* **What you have to do**: How many lines in the records below contain the word "this"? Give only the number.

* **Records with interface code**:

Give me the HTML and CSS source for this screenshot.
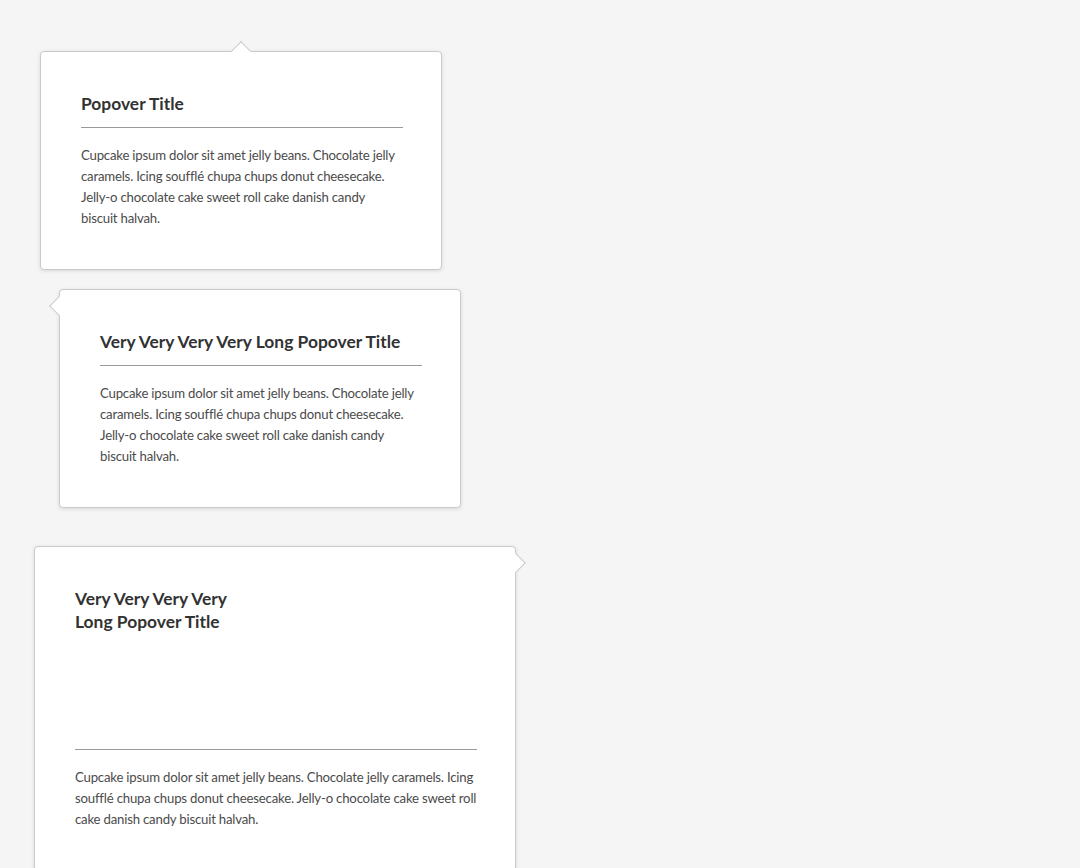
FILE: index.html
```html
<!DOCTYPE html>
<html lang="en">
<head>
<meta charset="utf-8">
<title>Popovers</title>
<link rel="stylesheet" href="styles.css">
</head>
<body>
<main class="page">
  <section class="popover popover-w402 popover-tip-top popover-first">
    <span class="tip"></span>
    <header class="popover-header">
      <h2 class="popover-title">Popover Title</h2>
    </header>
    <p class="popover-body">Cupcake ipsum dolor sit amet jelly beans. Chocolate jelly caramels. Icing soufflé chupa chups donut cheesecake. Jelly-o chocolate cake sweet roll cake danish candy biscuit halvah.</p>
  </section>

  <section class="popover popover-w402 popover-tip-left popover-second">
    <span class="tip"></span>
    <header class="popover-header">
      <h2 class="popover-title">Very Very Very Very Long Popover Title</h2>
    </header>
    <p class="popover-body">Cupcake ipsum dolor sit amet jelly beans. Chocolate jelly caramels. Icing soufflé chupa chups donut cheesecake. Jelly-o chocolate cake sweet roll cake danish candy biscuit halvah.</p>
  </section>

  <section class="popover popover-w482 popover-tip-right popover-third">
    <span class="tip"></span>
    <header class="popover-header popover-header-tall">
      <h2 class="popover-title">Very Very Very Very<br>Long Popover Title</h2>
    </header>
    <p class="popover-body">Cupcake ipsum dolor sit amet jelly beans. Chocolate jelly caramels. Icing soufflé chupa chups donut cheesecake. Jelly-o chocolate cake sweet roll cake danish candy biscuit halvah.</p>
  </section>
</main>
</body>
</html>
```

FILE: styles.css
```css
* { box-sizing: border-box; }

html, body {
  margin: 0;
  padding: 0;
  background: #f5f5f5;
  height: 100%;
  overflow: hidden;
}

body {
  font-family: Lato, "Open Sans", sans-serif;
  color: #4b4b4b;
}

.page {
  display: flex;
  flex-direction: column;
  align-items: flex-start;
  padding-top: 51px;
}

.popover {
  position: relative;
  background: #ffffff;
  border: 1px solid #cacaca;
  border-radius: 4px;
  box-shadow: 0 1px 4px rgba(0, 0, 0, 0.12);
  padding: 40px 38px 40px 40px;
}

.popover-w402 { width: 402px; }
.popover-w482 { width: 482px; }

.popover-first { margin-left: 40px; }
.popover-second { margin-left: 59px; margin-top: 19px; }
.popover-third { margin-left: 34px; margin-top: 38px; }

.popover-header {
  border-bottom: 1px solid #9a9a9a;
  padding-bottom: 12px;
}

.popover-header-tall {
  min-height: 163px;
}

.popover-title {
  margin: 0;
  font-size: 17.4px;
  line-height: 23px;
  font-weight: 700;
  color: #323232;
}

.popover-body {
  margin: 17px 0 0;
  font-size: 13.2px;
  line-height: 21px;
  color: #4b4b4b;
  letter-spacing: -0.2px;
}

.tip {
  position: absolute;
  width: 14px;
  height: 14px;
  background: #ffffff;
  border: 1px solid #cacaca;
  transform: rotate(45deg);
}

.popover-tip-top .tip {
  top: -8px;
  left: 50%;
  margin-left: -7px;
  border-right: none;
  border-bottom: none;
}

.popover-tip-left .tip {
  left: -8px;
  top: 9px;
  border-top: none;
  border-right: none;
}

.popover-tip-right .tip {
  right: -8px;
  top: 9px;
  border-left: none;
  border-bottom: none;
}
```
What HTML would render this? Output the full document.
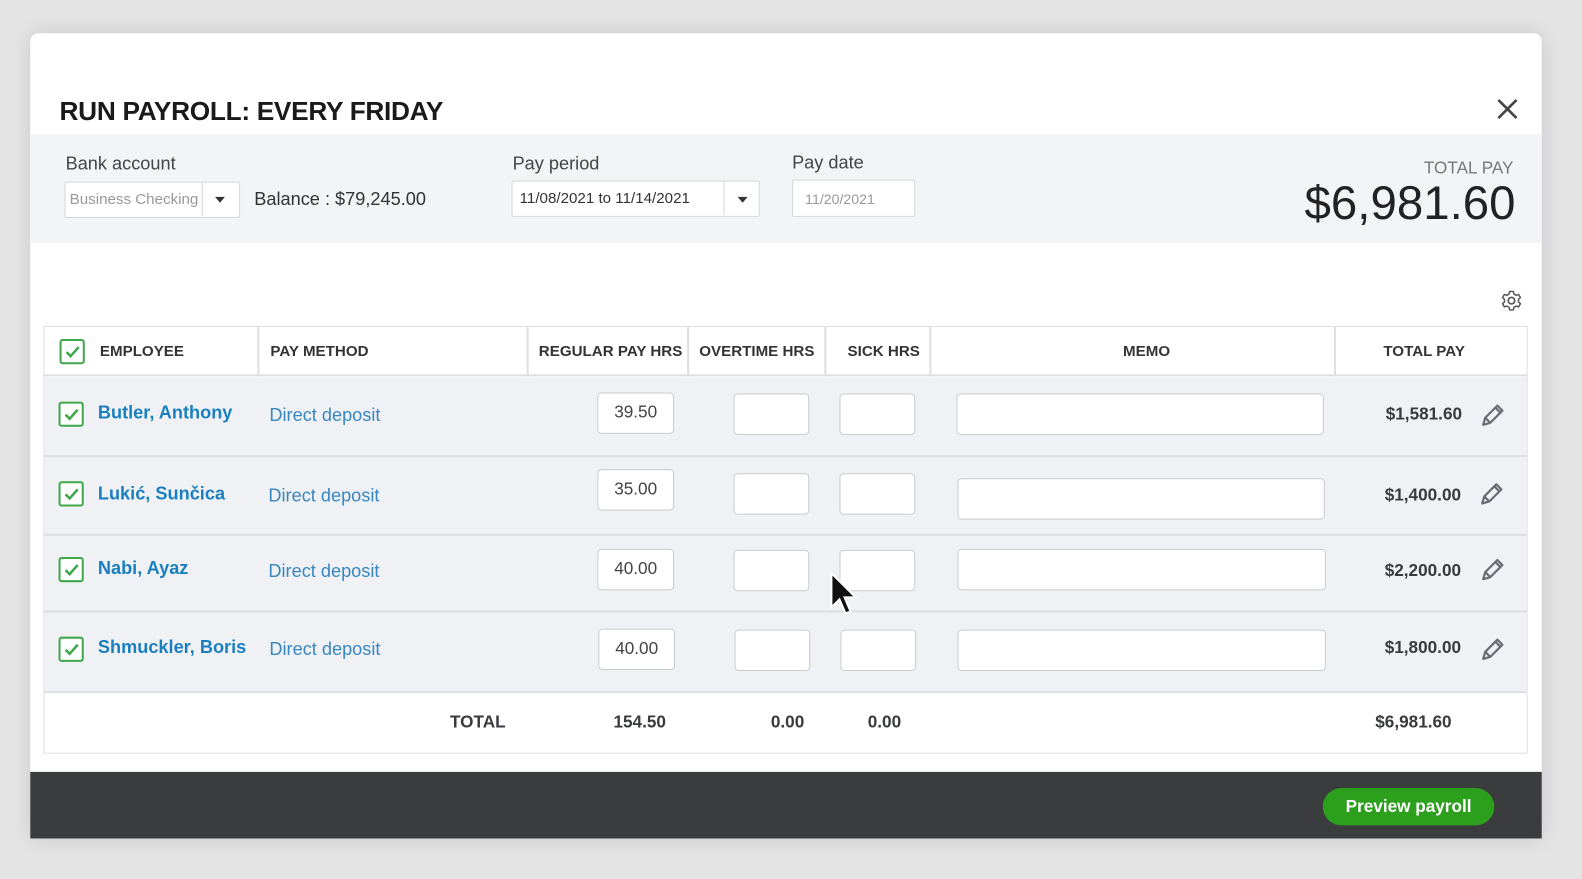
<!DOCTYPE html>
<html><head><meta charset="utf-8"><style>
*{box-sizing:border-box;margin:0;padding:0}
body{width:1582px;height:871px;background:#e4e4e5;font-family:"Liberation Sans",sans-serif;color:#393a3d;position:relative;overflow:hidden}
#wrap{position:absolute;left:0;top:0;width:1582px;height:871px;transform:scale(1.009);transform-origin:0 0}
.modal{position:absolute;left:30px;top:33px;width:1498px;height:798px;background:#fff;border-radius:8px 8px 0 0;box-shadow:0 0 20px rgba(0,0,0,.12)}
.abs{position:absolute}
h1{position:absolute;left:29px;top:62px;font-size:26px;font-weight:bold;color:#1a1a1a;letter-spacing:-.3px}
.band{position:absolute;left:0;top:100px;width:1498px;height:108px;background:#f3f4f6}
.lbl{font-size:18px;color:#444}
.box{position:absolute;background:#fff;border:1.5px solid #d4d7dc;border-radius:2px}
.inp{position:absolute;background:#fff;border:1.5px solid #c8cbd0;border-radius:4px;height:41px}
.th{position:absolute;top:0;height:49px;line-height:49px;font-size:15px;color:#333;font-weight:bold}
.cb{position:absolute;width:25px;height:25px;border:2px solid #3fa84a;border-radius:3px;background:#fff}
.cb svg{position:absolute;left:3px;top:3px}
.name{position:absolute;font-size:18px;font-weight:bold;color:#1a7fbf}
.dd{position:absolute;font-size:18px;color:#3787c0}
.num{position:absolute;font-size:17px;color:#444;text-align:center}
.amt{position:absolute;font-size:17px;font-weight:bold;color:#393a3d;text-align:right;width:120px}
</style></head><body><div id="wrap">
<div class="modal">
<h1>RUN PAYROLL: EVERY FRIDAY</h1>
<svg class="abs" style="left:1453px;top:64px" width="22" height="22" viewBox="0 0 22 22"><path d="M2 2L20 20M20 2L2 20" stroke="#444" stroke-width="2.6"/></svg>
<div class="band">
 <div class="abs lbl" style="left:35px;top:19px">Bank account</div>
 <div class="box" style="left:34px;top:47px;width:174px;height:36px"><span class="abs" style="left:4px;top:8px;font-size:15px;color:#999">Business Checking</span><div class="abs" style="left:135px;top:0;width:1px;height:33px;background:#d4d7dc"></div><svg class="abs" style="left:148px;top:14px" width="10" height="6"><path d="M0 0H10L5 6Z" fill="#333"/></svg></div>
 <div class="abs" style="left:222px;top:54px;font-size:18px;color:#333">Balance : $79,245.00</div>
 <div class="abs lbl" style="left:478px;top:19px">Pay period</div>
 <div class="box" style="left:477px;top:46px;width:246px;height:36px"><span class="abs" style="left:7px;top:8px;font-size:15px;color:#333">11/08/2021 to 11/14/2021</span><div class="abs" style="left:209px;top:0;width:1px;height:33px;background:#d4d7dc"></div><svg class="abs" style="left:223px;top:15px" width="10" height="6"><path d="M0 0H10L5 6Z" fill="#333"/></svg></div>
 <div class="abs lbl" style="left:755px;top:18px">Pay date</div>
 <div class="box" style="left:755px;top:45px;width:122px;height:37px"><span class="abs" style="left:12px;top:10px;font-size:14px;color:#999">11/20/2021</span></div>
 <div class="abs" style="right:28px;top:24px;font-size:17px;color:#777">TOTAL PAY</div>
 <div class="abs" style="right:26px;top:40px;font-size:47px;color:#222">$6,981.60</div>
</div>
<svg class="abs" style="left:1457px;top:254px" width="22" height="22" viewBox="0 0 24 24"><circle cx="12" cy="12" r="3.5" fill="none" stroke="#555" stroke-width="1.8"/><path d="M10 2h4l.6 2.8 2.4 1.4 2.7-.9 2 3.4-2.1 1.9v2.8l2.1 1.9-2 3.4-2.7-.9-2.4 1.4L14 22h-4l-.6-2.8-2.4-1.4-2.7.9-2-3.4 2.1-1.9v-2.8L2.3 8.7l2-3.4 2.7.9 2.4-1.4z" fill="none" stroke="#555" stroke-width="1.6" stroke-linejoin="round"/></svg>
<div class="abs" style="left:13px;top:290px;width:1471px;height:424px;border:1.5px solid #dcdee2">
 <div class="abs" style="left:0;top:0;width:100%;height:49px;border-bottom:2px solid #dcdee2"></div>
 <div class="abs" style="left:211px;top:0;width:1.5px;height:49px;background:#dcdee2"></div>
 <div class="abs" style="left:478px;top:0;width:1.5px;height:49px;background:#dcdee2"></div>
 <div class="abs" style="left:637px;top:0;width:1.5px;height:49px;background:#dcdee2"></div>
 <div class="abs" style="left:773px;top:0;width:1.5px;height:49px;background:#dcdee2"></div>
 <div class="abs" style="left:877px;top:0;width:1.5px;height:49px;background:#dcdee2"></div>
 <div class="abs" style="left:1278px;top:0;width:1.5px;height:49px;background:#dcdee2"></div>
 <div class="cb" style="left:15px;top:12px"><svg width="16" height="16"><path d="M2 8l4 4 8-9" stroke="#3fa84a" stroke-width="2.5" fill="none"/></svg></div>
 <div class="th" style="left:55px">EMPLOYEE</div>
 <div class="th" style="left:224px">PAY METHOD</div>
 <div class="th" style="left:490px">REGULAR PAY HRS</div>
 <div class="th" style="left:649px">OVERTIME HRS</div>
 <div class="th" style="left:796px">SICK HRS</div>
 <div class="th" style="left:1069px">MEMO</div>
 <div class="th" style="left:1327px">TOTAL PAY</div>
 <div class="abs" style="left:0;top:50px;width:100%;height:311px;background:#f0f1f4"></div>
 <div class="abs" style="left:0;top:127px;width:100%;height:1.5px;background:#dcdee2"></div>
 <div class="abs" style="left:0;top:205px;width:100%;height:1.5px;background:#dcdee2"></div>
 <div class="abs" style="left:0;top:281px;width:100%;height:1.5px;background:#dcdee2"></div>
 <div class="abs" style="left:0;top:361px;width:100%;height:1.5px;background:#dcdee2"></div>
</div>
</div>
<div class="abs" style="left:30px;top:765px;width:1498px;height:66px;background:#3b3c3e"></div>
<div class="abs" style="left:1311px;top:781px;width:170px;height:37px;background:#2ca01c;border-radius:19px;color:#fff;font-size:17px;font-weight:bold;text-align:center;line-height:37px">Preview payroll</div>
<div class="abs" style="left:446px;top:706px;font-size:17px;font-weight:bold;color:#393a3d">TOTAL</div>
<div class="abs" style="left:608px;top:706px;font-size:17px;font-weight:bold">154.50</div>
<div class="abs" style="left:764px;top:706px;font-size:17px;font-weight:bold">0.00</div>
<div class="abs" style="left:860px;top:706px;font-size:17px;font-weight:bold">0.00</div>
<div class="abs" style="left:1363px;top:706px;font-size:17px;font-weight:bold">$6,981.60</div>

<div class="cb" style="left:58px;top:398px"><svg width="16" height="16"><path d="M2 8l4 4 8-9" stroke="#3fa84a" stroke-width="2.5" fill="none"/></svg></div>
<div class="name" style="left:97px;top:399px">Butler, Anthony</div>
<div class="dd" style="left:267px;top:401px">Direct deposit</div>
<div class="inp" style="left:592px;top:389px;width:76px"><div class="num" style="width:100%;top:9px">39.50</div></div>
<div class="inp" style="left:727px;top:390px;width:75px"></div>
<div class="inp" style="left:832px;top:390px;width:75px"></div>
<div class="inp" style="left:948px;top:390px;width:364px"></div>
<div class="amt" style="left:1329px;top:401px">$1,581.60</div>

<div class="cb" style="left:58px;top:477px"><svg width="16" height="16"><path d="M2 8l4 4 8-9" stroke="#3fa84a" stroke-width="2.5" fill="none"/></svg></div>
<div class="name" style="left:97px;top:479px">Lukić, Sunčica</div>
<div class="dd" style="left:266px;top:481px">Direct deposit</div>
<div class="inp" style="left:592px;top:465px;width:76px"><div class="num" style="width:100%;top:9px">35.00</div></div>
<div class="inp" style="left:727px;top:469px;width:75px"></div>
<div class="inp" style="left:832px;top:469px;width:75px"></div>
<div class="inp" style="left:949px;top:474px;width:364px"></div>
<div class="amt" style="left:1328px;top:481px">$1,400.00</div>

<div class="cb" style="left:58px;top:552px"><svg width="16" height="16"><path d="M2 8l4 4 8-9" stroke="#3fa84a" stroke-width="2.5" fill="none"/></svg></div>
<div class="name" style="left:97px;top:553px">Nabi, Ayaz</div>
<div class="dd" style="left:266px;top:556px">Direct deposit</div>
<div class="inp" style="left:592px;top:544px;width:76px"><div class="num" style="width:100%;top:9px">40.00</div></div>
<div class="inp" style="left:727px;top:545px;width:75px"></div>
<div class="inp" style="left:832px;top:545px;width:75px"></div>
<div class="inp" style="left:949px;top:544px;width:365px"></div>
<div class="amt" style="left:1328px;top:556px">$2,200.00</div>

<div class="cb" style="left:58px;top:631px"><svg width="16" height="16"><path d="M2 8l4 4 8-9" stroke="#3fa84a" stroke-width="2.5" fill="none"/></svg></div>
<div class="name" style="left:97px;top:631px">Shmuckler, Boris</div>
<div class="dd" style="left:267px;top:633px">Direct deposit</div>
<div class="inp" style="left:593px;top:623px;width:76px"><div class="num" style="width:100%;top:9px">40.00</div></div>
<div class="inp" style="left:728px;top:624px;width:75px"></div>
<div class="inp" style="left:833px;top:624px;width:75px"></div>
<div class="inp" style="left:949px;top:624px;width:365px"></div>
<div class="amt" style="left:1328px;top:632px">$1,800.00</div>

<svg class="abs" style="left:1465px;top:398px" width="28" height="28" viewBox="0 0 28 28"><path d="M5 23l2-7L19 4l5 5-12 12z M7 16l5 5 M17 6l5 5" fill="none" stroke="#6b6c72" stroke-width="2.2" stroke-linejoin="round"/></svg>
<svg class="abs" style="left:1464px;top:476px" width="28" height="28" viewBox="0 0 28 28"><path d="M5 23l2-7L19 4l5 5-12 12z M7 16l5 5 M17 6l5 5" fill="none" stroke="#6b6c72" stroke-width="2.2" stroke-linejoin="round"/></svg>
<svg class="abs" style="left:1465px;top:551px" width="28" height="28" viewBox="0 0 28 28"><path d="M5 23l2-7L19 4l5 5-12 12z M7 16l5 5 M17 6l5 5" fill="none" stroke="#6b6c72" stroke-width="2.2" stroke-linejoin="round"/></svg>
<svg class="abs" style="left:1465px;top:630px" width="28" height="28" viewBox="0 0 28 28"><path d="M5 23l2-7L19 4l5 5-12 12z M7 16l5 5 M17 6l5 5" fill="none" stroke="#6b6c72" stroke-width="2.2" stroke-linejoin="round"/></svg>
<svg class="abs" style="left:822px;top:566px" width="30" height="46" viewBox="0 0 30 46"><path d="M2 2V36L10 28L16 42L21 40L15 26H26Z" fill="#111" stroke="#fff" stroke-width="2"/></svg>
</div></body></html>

* **Answer to the problem**: 2